An overloaded breaker will lead to a tripped breaker, which is not happening (removing and replacing the charge handle fixes it).
Undersized wire will lead to excessive voltage drop at the vehicle (viewable on the charging screen) and cause the car to reduce the charging current.
The wall unit is not a charger, it is a connector with a 20 mA GFCI and some brains to run a contactor and report the allowable charge current to the vehicle's internal charger.
Problem: Charging is interrupted and the unit displays a red light, pressing reset does not fix it, cycling the breaker or the connector does correct the issue.
@jlghertner, when you say pressing the reset button does nothing, what exactly are you doing?
From the manual (assuming GEN 2):
https://www.tesla.com/sites/default...nstallation_manual_80A_en_US.pdf?201612081439
If a fault causes a RED error light to illuminate or flash and the fault condition is corrected, you use RESET the Wall Connector to resume normal operation. There are two ways to REST the Wall Connector:
•Press the RESET button for two to three seconds until the top lights changes from RED to GREEN. This clears the fault message but does not reboot the Wall Connector.

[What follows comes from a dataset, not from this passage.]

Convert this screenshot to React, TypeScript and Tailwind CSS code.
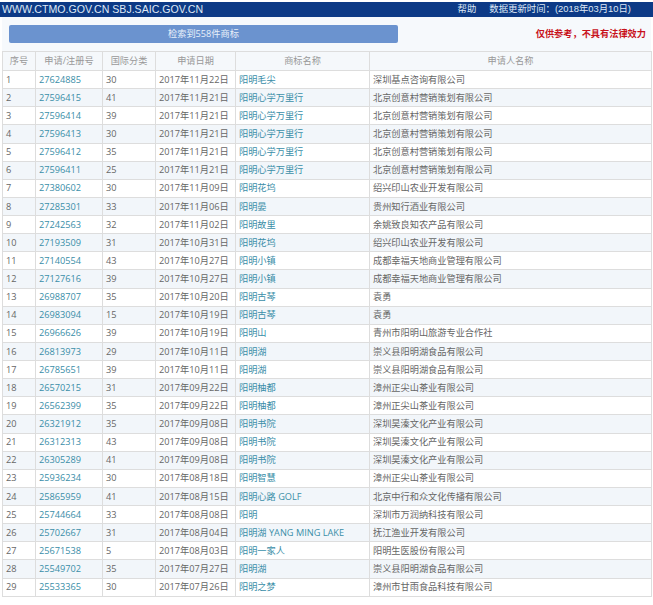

•In a rare situation, you might need to force the Wall Connector to reboot without recycling the input power. Hold the RESET button for five seconds. When the top light changes from RED to GREEN, release the RESET button. The top light should continue to illuminate GREEN. If the light returns to flashing RED, the fault state has not been corrected.
If all you are getting is a solid red light, the causes can be:
Wall Connector hardware failure.Possible failures include the following:
•Contactor failed
•Self test failed in CCID circuitry
•Other possible hardware failures might be MCU, 3V3output, or the thermal sensor.
And the action recommended is to contact Tesla.
Given that it fails after operating for a while, the contactor would be my suspect. Edit: it could be thermal also.